The Bureau of Labor Statistics reported that the numbers of work-related illnesses and injuries suffered by hospital workers are almost double the national average. Almost 50 percent of the 58,000 injuries suffered by hospital workers in 2013 resulted from overexertion. Missouri nurses and nursing assistants may, however, find comfort in knowing that Missouri state laws regulate hospital worker safety. The regulations require safety initiatives to be adopted by medical facilities, including the installation of lifting equipment and proper training in the use of the equipment.
The safe patient handling regulations came into effect in 2011, but the safety of medical personnel received little consideration prior to that date. Because most of the injuries that are suffered cause health deterioration over time, many older workers live with the consequences of injuries, such as back and leg injuries, that had developed over years of overexertion. Some workers report that they had to retire from their positions prematurely because of the extent of the damage done.
Patient lifting is one of the activities that causes the majority of injuries. It is reported that repeated lifting of weights in excess of 35 pounds exceeds the biochemical capabilities of a worker. Research shows that an eight-hour shift requires a nurse to lift about 1.8 tons, while the weight lifted by technicians or nursing assistants in a shift can be up to five tons. It is, therefore, surprising that the regulations were only instituted four years ago.

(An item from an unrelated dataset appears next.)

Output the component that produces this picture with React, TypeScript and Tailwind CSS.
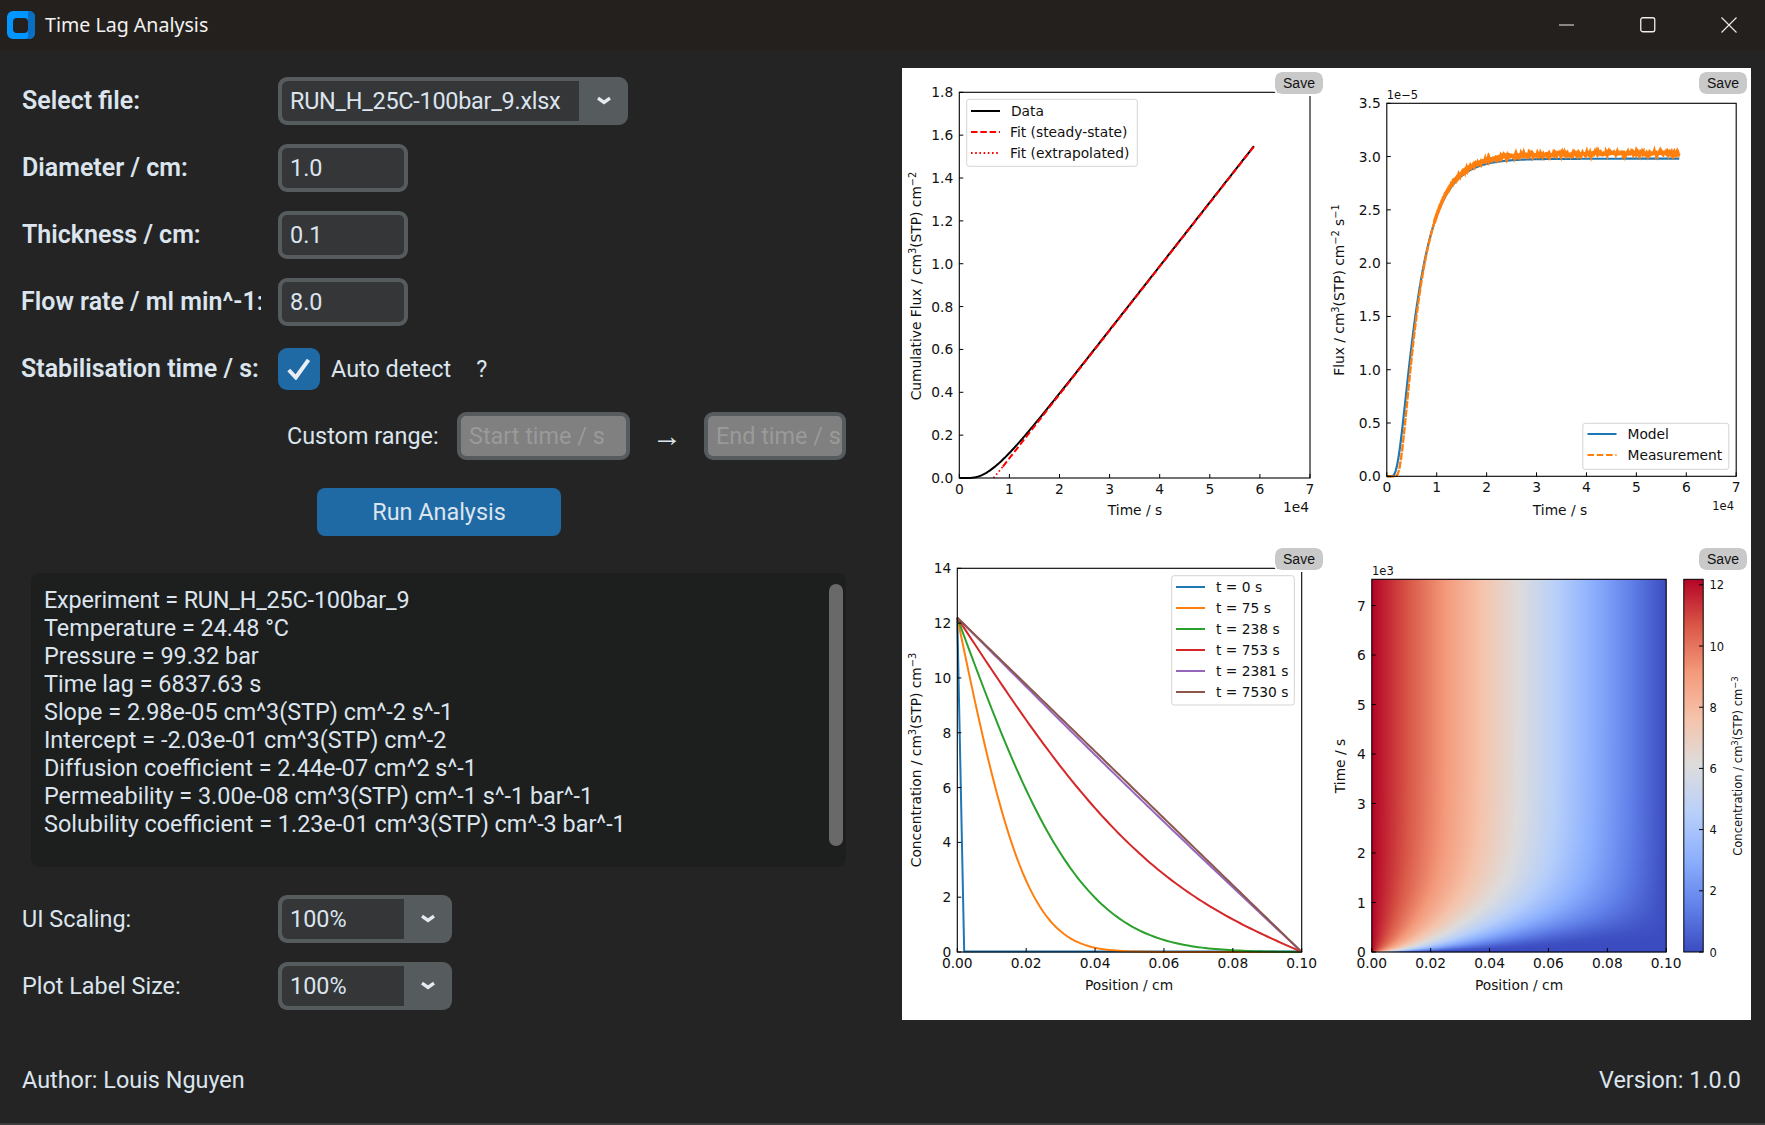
import React from "react";

const L = 0.1;
const C0 = 12.2;
function conc(x: number, tau: number) {
  let s = 1 - x / L;
  for (let n = 1; n <= 70; n++) {
    const e = Math.exp(-n * n * Math.PI * Math.PI * tau);
    if (e < 1e-7) break;
    s -= (2 / (n * Math.PI)) * Math.sin((n * Math.PI * x) / L) * e;
  }
  return C0 * Math.max(0, s);
}
const KC = 1.72e-4;
const KF = 2.44e-5;
function flux(t: number) {
  if (t <= 0) return 0;
  const tau = KF * t;
  let s = 1;
  for (let n = 1; n <= 60; n++) {
    const e = Math.exp(-n * n * Math.PI * Math.PI * tau);
    if (e < 1e-7) break;
    s += 2 * (n % 2 ? -1 : 1) * e;
  }
  return Math.max(0, 2.98 * s);
}
function cum(t: number) {
  if (t <= 0) return 0;
  let q = 0;
  const tau = KF * t;
  let s = t - 1 / (6 * KF);
  for (let n = 1; n <= 60; n++) {
    const e = Math.exp(-n * n * Math.PI * Math.PI * tau);
    if (e < 1e-7) break;
    s -= ((2 / (KF * Math.PI * Math.PI)) * (n % 2 ? -1 : 1) * e) / (n * n);
  }
  q = 2.98e-5 * s;
  return Math.max(0, q);
}
const CW: [number, number, number, number][] = [
  [0, 59, 76, 192],
  [0.125, 98, 130, 234],
  [0.25, 141, 176, 254],
  [0.375, 184, 208, 249],
  [0.5, 221, 220, 220],
  [0.625, 245, 196, 172],
  [0.75, 244, 154, 123],
  [0.875, 217, 88, 71],
  [1, 180, 4, 38],
];
function coolwarm(v: number) {
  const t = Math.min(1, Math.max(0, v));
  for (let i = 1; i < CW.length; i++) {
    if (t <= CW[i][0]) {
      const a = CW[i - 1];
      const b = CW[i];
      const f = (t - a[0]) / (b[0] - a[0]);
      return `rgb(${Math.round(a[1] + (b[1] - a[1]) * f)},${Math.round(a[2] + (b[2] - a[2]) * f)},${Math.round(a[3] + (b[3] - a[3]) * f)})`;
    }
  }
  return "rgb(180,4,38)";
}

type Box = { x0: number; x1: number; y0: number; y1: number };
const fmt = (p: number) => p.toFixed(2);
const line = (pts: [number, number][]) => pts.map((q, i) => `${i ? "L" : "M"}${fmt(q[0])} ${fmt(q[1])}`).join("");

function Frame({ b, xt, yt }: { b: Box; xt: { at: number; label: string }[]; yt: { at: number; label: string }[] }) {
  return (
    <g>
      <rect x={b.x0} y={b.y1} width={b.x1 - b.x0} height={b.y0 - b.y1} fill="none" stroke="#000" strokeWidth={1.1} />
      {xt.map((t) => (
        <g key={t.label}>
          <line x1={t.at} x2={t.at} y1={b.y0} y2={b.y0 - 4} stroke="#000" />
          <text x={t.at} y={b.y0 + 16} textAnchor="middle">{t.label}</text>
        </g>
      ))}
      {yt.map((t) => (
        <g key={t.label}>
          <line x1={b.x0} x2={b.x0 + 4} y1={t.at} y2={t.at} stroke="#000" />
          <text x={b.x0 - 6} y={t.at + 5} textAnchor="end">{t.label}</text>
        </g>
      ))}
    </g>
  );
}

function ticks(vals: number[], lo: number, hi: number, a: number, b: number, d: number) {
  return vals.map((v) => ({ at: a + ((v - lo) / (hi - lo)) * (b - a), label: v.toFixed(d) }));
}

function Legend({ x, y, w, h, rows }: { x: number; y: number; w: number; h: number; rows: { c: string; dash?: string; label: string; y: number; lx: number; tx: number }[] }) {
  return (
    <g>
      <rect x={x} y={y} width={w} height={h} rx={2.5} fill="#fff" stroke="#d4d4d4" strokeWidth={1} />
      {rows.map((r) => (
        <g key={r.label}>
          <line x1={r.lx} x2={r.lx + 29} y1={r.y} y2={r.y} stroke={r.c} strokeWidth={2} strokeDasharray={r.dash} />
          <text x={r.tx} y={r.y + 4.5}>{r.label}</text>
        </g>
      ))}
    </g>
  );
}

const SVG_CLASS = "block w-full h-full font-[family-name:'DejaVu_Sans',sans-serif] text-[13.8px] fill-[#111]";

function Plot1() {
  const b: Box = { x0: 57.3, x1: 408, y0: 410, y1: 24.3 };
  const X = (t: number) => b.x0 + (t / 7e4) * (b.x1 - b.x0);
  const Y = (v: number) => b.y0 - (v / 1.8) * (b.y0 - b.y1);
  const data: [number, number][] = [];
  for (let t = 0; t <= 58800; t += 200) data.push([X(t), Y(cum(t))]);
  const fit = (t: number) => 2.98e-5 * (t - 6837.63) - 0.002;
  return (
    <svg viewBox="0 0 424.5 476" className={SVG_CLASS}>
      <path d={line(data)} fill="none" stroke="#000" strokeWidth={2} />
      <path d={line([[X(6837), Y(0)], [X(8700), Y(fit(8700))]])} fill="none" stroke="#f00" strokeWidth={1.8} strokeDasharray="1.6 2.6" />
      <path d={line([[X(8700), Y(fit(8700))], [X(58800), Y(fit(58800))]])} fill="none" stroke="#f00" strokeWidth={2} strokeDasharray="6.5 2.8" />
      <Frame b={b} xt={ticks([0, 1, 2, 3, 4, 5, 6, 7], 0, 7, b.x0, b.x1, 0)} yt={ticks([0, 0.2, 0.4, 0.6, 0.8, 1, 1.2, 1.4, 1.6, 1.8], 0, 1.8, b.y0, b.y1, 1)} />
      <Legend x={64.7} y={31.3} w={170.6} h={67} rows={[
        { c: "#000", label: "Data", y: 43, lx: 69, tx: 109 },
        { c: "#f00", dash: "6.5 2.8", label: "Fit (steady-state)", y: 64, lx: 69, tx: 108 },
        { c: "#f00", dash: "1.6 2.6", label: "Fit (extrapolated)", y: 85, lx: 69, tx: 108 },
      ]} />
      <text x={233} y={447} textAnchor="middle">Time / s</text>
      <text x={407} y={444} textAnchor="end">1e4</text>
      <text transform="translate(18.5 218) rotate(-90)" textAnchor="middle">
        Cumulative Flux / cm<tspan dy={-5} fontSize={9.8}>3</tspan><tspan dy={5}>(STP) cm</tspan><tspan dy={-5} fontSize={9.8}>−2</tspan>
      </text>
    </svg>
  );
}

function Plot2() {
  const b: Box = { x0: 59.8, x1: 409.2, y0: 408.3, y1: 35.3 };
  const X = (t: number) => b.x0 + (t / 7e4) * (b.x1 - b.x0);
  const Y = (v: number) => b.y0 - (v / 3.5) * (b.y0 - b.y1);
  const model: [number, number][] = [];
  for (let t = 0; t <= 58600; t += 200) model.push([X(t), Y(flux(t))]);
  let seed = 12345;
  const rnd = () => {
    seed = (seed * 1103515245 + 12345) & 0x7fffffff;
    return seed / 0x7fffffff - 0.5;
  };
  const meas = (t: number) => {
    const delay = 1150 * Math.exp(-t / 3800);
    return flux(t - delay) * (1 + 0.019 * (1 - Math.exp(-t / 22000)));
  };
  const low: [number, number][] = [];
  for (let t = 0; t <= 10000; t += 60) low.push([X(t), Y(meas(t))]);
  const high: [number, number][] = [];
  for (let t = 9500; t <= 58600; t += 60) high.push([X(t), Y(meas(t) + Math.min(0.014, t / 2e6) * rnd() * 2)]);
  return (
    <svg viewBox="0 0 424.5 476" className={SVG_CLASS}>
      <path d={line(model)} fill="none" stroke="#1f77b4" strokeWidth={2.2} />
      <path d={line(low)} fill="none" stroke="#ff7f0e" strokeWidth={2.4} strokeDasharray="7.5 1.2" />
      <path d={line(high)} fill="none" stroke="#ff7f0e" strokeWidth={3.5} />
      <Frame b={b} xt={ticks([0, 1, 2, 3, 4, 5, 6, 7], 0, 7, b.x0, b.x1, 0)} yt={ticks([0, 0.5, 1, 1.5, 2, 2.5, 3, 3.5], 0, 3.5, b.y0, b.y1, 1)} />
      <Legend x={255.8} y={355.3} w={146} h={46} rows={[
        { c: "#1f77b4", label: "Model", y: 366, lx: 260.5, tx: 300.5 },
        { c: "#ff7f0e", dash: "6.5 2.8", label: "Measurement", y: 387, lx: 260.5, tx: 300.5 },
      ]} />
      <text x={233} y={447} textAnchor="middle">Time / s</text>
      <text x={407} y={442} textAnchor="end" fontSize={11.5}>1e4</text>
      <text x={59.8} y={30.5} fontSize={11.5}>1e−5</text>
      <text transform="translate(17 222) rotate(-90)" textAnchor="middle">
        Flux / cm<tspan dy={-5} fontSize={9.8}>3</tspan><tspan dy={5}>(STP) cm</tspan><tspan dy={-5} fontSize={9.8}>−2</tspan><tspan dy={5}> s</tspan><tspan dy={-5} fontSize={9.8}>−1</tspan>
      </text>
    </svg>
  );
}

function Plot3() {
  const b: Box = { x0: 55.3, x1: 399.7, y0: 408, y1: 24.3 };
  const X = (x: number) => b.x0 + (x / L) * (b.x1 - b.x0);
  const Y = (v: number) => b.y0 - (v / 14) * (b.y0 - b.y1);
  const curve = (t: number) => {
    const pts: [number, number][] = [];
    for (let i = 0; i <= 100; i++) pts.push([X((i / 100) * L), Y(conc((i / 100) * L, KC * t))]);
    return line(pts);
  };
  const blue = line([[X(0), Y(12.2)], [X(0.002), Y(0.02)], [X(0.1), Y(0.02)]]);
  return (
    <svg viewBox="0 0 424.5 476" className={SVG_CLASS}>
      <path d={blue} fill="none" stroke="#1f77b4" strokeWidth={2} />
      <path d={curve(75)} fill="none" stroke="#ff7f0e" strokeWidth={2} />
      <path d={curve(238)} fill="none" stroke="#2ca02c" strokeWidth={2} />
      <path d={curve(753)} fill="none" stroke="#d62728" strokeWidth={2} />
      <path d={curve(2381)} fill="none" stroke="#9467bd" strokeWidth={2} />
      <path d={curve(7530)} fill="none" stroke="#8c564b" strokeWidth={2} />
      <Frame b={b} xt={ticks([0, 0.02, 0.04, 0.06, 0.08, 0.1], 0, 0.1, b.x0, b.x1, 2)} yt={ticks([0, 2, 4, 6, 8, 10, 12, 14], 0, 14, b.y0, b.y1, 0)} />
      <Legend x={269.7} y={31.7} w={122.6} h={129.3} rows={[
        { c: "#1f77b4", label: "t = 0 s", y: 43, lx: 274, tx: 314 },
        { c: "#ff7f0e", label: "t = 75 s", y: 64, lx: 274, tx: 314 },
        { c: "#2ca02c", label: "t = 238 s", y: 85, lx: 274, tx: 314 },
        { c: "#d62728", label: "t = 753 s", y: 106, lx: 274, tx: 314 },
        { c: "#9467bd", label: "t = 2381 s", y: 127, lx: 274, tx: 314 },
        { c: "#8c564b", label: "t = 7530 s", y: 148, lx: 274, tx: 314 },
      ]} />
      <text x={227} y={446} textAnchor="middle">Position / cm</text>
      <text transform="translate(18.5 216) rotate(-90)" textAnchor="middle">
        Concentration / cm<tspan dy={-5} fontSize={9.8}>3</tspan><tspan dy={5}>(STP) cm</tspan><tspan dy={-5} fontSize={9.8}>−3</tspan>
      </text>
    </svg>
  );
}

function Plot4() {
  const b: Box = { x0: 44.8, x1: 339.2, y0: 408, y1: 35.3 };
  const H = b.y0 - b.y1;
  const rows: { y: number; h: number; t: number }[] = [];
  let py = 0;
  while (py < H) {
    const h = Math.min(py < 110 ? 1 : 4, H - py);
    const t = ((py + h / 2) / H) * 7530;
    rows.push({ y: b.y0 - py - h, h, t });
    py += h;
  }
  const N = 48;
  const vmax = 12.18;
  const stops = Array.from({ length: N + 1 }, (_, i) => Math.pow(i / N, 1.5));
  const bar = Array.from({ length: 17 }, (_, i) => i / 16);
  return (
    <svg viewBox="0 0 424.5 476" className={SVG_CLASS}>
      <defs>
        {rows.map((r, i) => (
          <linearGradient key={i} id={`hm${i}`} x1="0" x2="1" y1="0" y2="0">
            {stops.map((s, j) => (
              <stop key={j} offset={s} stopColor={coolwarm(conc(s * L, KC * r.t) / vmax)} />
            ))}
          </linearGradient>
        ))}
        <linearGradient id="cbar" x1="0" x2="0" y1="1" y2="0">
          {bar.map((s) => (
            <stop key={s} offset={s} stopColor={coolwarm(s)} />
          ))}
        </linearGradient>
      </defs>
      {rows.map((r, i) => (
        <rect key={i} x={b.x0} y={Math.max(b.y1, r.y - 0.3)} width={b.x1 - b.x0} height={i === rows.length - 1 ? r.h : r.h + 0.6} fill={`url(#hm${i})`} />
      ))}
      <Frame b={b} xt={ticks([0, 0.02, 0.04, 0.06, 0.08, 0.1], 0, 0.1, b.x0, b.x1, 2)} yt={ticks([0, 1, 2, 3, 4, 5, 6, 7], 0, 7.53, b.y0, b.y1, 0)} />
      <text x={45} y={31} fontSize={11.5}>1e3</text>
      <text x={192} y={446} textAnchor="middle">Position / cm</text>
      <text transform="translate(18 222) rotate(-90)" textAnchor="middle">Time / s</text>
      <rect x={356.8} y={b.y1} width={19.4} height={H} fill="url(#cbar)" stroke="#000" strokeWidth={1} />
      {[0, 2, 4, 6, 8, 10, 12].map((v) => {
        const y = b.y0 - (v / vmax) * H;
        return (
          <g key={v}>
            <line x1={372} x2={376.2} y1={y} y2={y} stroke="#000" />
            <text x={382.5} y={y + 4.5} fontSize={11.5}>{v}</text>
          </g>
        );
      })}
      <text transform="translate(414.5 222) rotate(-90)" textAnchor="middle" fontSize={11.5}>
        Concentration / cm<tspan dy={-4} fontSize={8.5}>3</tspan><tspan dy={4}>(STP) cm</tspan><tspan dy={-4} fontSize={8.5}>−3</tspan>
      </text>
    </svg>
  );
}

function Cell({ children, save }: { children: React.ReactNode; save: string }) {
  return (
    <div className="relative min-w-0 min-h-0">
      {children}
      <button className={`absolute ${save} w-[48px] h-[22px] rounded-[7px] bg-[#c9c9c9] outline-2 outline-white text-[14px] text-[#111] font-[family-name:'Liberation_Sans',sans-serif] leading-none`}>Save</button>
    </div>
  );
}

function Chevron() {
  return (
    <svg width="16" height="10" viewBox="0 0 16 10" className="block">
      <path d="M2 2.2 L8 6.4 L14 2.2" fill="none" stroke="#e4eaf0" strokeWidth={3.4} />
    </svg>
  );
}

const inputCls = "h-[48px] border-[4px] border-[#565b5e] bg-[#343638] rounded-[9px] pl-[8px] flex items-center overflow-hidden whitespace-nowrap";

function Row({ label, bold, children, px }: { label: string; bold?: boolean; children: React.ReactNode; px?: string }) {
  return (
    <div className="flex items-center h-[48px] mb-[19px]">
      <div className={`${px ?? "pl-[22px] w-[278px]"} shrink-0 overflow-hidden whitespace-nowrap ${bold ? "font-semibold text-[25px]" : ""}`}>
        {label}
      </div>
      {children}
    </div>
  );
}

function Select({ value, w, btn, tight }: { value: string; w: string; btn: string; tight?: boolean }) {
  return (
    <div className={`${w} h-[48px] rounded-[9px] bg-[#565b5e] p-[4px] pr-0 flex`}>
      <div className={`flex-1 min-w-0 bg-[#343638] rounded-l-[6px] pl-[8px] flex items-center whitespace-nowrap overflow-hidden ${tight ? "tracking-[-0.25px]" : ""}`}>{value}</div>
      <div className={`${btn} shrink-0 flex items-center justify-center`}><Chevron /></div>
    </div>
  );
}

const results = [
  "Temperature = 24.48 °C",
  "Pressure = 99.32 bar",
  "Time lag = 6837.63 s",
  "Slope = 2.98e-05 cm^3(STP) cm^-2 s^-1",
  "Intercept = -2.03e-01 cm^3(STP) cm^-2",
  "Diffusion coefficient = 2.44e-07 cm^2 s^-1",
  "Permeability = 3.00e-08 cm^3(STP) cm^-1 s^-1 bar^-1",
  "Solubility coefficient = 1.23e-01 cm^3(STP) cm^-3 bar^-1",
];

export default function App() {
  return (
    <div className="w-[1765px] h-[1125px] overflow-hidden bg-[#242424] border-b-2 border-[#3c3c3c] text-[#dce4ee] text-[23.4px] leading-[28px] font-[family-name:Roboto,sans-serif] flex flex-col">
      <div className="h-[50px] shrink-0 bg-[#24201d] flex items-center relative">
        <svg width="28" height="28" viewBox="0 0 28 28" className="ml-[7px] block">
          <rect width="28" height="28" rx="6" fill="#0095ff" />
          <path d="M21 0 H22 A6 6 0 0 1 28 6 V22 A6 6 0 0 1 22 28 H19 L21 26 V2 Z" fill="#0a6fc2" />
          <rect x="6" y="7" width="15" height="15" rx="4" fill="#24201d" />
        </svg>
        <span className="ml-[10px] text-[19.6px] font-[family-name:'Noto_Sans',sans-serif] text-[#f2f2f2]">Time Lag Analysis</span>
        <div className="ml-auto flex items-center text-white">
          <svg width="81" height="16" viewBox="0 0 81 16" className="block"><path d="M0 8 H15" stroke="#eee" strokeWidth="1" fill="none" /></svg>
          <svg width="81" height="16" viewBox="0 0 81 16" className="block"><rect x="0.75" y="0.75" width="14" height="14" rx="2" stroke="#eee" strokeWidth="1.3" fill="none" /></svg>
          <svg width="44" height="16" viewBox="0 0 44 16" className="block"><path d="M0.5 0.5 L15.5 15.5 M15.5 0.5 L0.5 15.5" stroke="#eee" strokeWidth="1.1" fill="none" /></svg>
        </div>
      </div>

      <div className="flex flex-1 min-h-0">
        <div className="w-[902px] shrink-0 pt-[27px]">
          <Row label="Select file:" bold>
            <Select value="RUN_H_25C-100bar_9.xlsx" w="w-[350px]" btn="w-[49px]" tight />
          </Row>
          <Row label="Diameter / cm:" bold>
            <div className={`${inputCls} w-[130px]`}>1.0</div>
          </Row>
          <Row label="Thickness / cm:" bold>
            <div className={`${inputCls} w-[130px]`}>0.1</div>
          </Row>
          <Row label="Flow rate / ml min^-1:" bold px="pl-[21px] w-[261px] mr-[17px]">
            <div className={`${inputCls} w-[130px]`}>8.0</div>
          </Row>
          <Row label="Stabilisation time / s:" bold px="pl-[21px] w-[261px] mr-[17px]">
            <div className="w-[42px] h-[42px] rounded-[9px] bg-[#1f6aa5] flex items-center justify-center">
              <svg width="24" height="22" viewBox="0 0 24 22" className="block"><path d="M1.8 12 L8.8 19.5 L21.5 1.8" fill="none" stroke="#e8eef4" strokeWidth="4" /></svg>
            </div>
            <span className="ml-[11px]">Auto detect</span>
            <span className="ml-[25px]">?</span>
          </Row>
          <div className="flex items-center h-[48px] pl-[287px]">
            <span className="w-[170px] shrink-0">Custom range:</span>
            <div className="w-[173px] h-[48px] border-[4px] border-[#565b5e] bg-[#808080] rounded-[9px] pl-[8px] flex items-center text-[#9a9a9a] overflow-hidden whitespace-nowrap">Start time / s</div>
            <span className="w-[74px] text-center text-[30px] font-[family-name:'Liberation_Sans',sans-serif]">→</span>
            <div className="w-[142px] h-[48px] border-[4px] border-[#565b5e] bg-[#808080] rounded-[9px] pl-[8px] flex items-center text-[#9a9a9a] overflow-hidden whitespace-nowrap">End time / s</div>
          </div>
          <button className="block ml-[317px] mt-[28px] w-[244px] h-[48px] rounded-[8px] bg-[#1f6aa5] text-[23.4px]">Run Analysis</button>
          <div className="relative ml-[31px] mt-[37px] w-[815px] h-[294px] rounded-[9px] bg-[#1d1e1e] pl-[13px] pt-[13px]">
            <div className="whitespace-nowrap tracking-[-0.18px]">Experiment = RUN_H_25C-100bar_9</div>
            {results.map((r) => (
              <div key={r} className="whitespace-nowrap">{r}</div>
            ))}
            <div className="absolute right-[3px] top-[11px] w-[14px] h-[262px] rounded-[7px] bg-[#696969]" />
          </div>
          <div className="mt-[28px]">
            <Row label="UI Scaling:">
              <Select value="100%" w="w-[174px]" btn="w-[48px]" />
            </Row>
            <Row label="Plot Label Size:">
              <Select value="100%" w="w-[174px]" btn="w-[48px]" />
            </Row>
          </div>
        </div>
        <div className="mt-[18px] w-[849px] h-[952px] bg-white grid grid-cols-2 grid-rows-2">
          <Cell save="left-[373px] top-[4px]"><Plot1 /></Cell>
          <Cell save="left-[372.5px] top-[4px]"><Plot2 /></Cell>
          <Cell save="left-[373px] top-[4px]"><Plot3 /></Cell>
          <Cell save="left-[372.5px] top-[4px]"><Plot4 /></Cell>
        </div>
      </div>

      <div className="h-[73px] shrink-0 flex items-start justify-between pl-[22px] pr-[24px] pt-[16px]">
        <span>Author: Louis Nguyen</span>
        <span>Version: 1.0.0</span>
      </div>
    </div>
  );
}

Nevertheless, an emergency situation, such as a patient falling to the floor, may force a hospital worker to lift a heavy patient without the help of lifting equipment. The fall may have occurred in an area where no overhead lifting equipment is available, and fetching mobile equipment may be too time-consuming. Similarly, many other injuries may continue to occur and may lead to expensive medical costs and extended periods away from work. Fortunately, medical workers in Missouri are entitled to pursue workers’ compensation benefits that typically cover medical expenses and some level of lost wages.